For now, Notice 2020-68 clarified the following key issues for retirement plan sponsors who wish to implement QBADs:

  • An “eligible adoptee” is any individual who has not yet attained age 18 or is physically or mentally incapable of self-support (as defined under Code section 72(m)(7)), but cannot be an individual who is the child of the taxpayer’s spouse.

  • Each parent may take a QBAD of up to $5,000 with respect to the same child or eligible adoptee.

  • Individuals who experience the birth of multiple children or adoption of multiple eligible adoptees may take a QBAD of up to $5,000 with respect to each eligible child. For example, a plan participant who gives birth to twins may take a QBAD of up to $10,000. 

  • Retirement plan sponsors are not required to permit QBADs—it is entirely discretionary. However, if a retirement plan permits QBADs, then that retirement plan must also accept recontribution of the QBAD if the individual received a QBAD from that plan and the participant is eligible to make rollover contributions to the plan at the time he or she wishes to recontribute the QBAD.

  • Individuals may recontribute any portion of a QBAD to an applicable eligible retirement plan in which the individual is a beneficiary, as long as the plan accepts rollovers.

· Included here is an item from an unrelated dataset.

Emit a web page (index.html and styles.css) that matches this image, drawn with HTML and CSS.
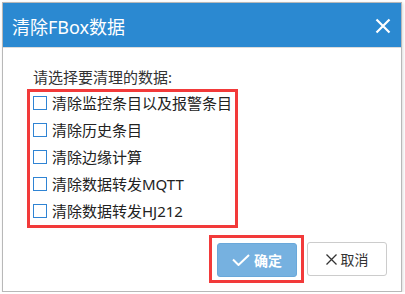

  • Retirement plan sponsors may rely on a participant’s reasonable representation that he or she is qualified to take a QBAD unless the plan sponsor has actual knowledge to the contrary.

  • Any individual who takes a QBAD must include the name, age, and taxpayer identification number of the child or eligible adoptee on the individual’s income tax returns for the year in which the distribution is made.

  • Individuals who take distributions from a qualified retirement plan that does not otherwise permit QBADs may nonetheless treat the distribution as a QBAD on their individual tax returns. This means that the individual may claim relief on his or her tax return for the 10% penalty that applies to certain distributions.

Stay-Tuned: As explained above, while Notice 2020-68 provides answers to many of the open questions that retirement plan sponsors, service providers, and legal advisors had regarding the implementation of QBADs, the IRS has indicated that it plans to issue additional guidance on the QBAD recontribution rules. Until then, retirement plan sponsors who wish to amend their plans to permit QBADs should consult with their legal advisors and service providers to identify appropriate implementation procedures and any required plan amendments.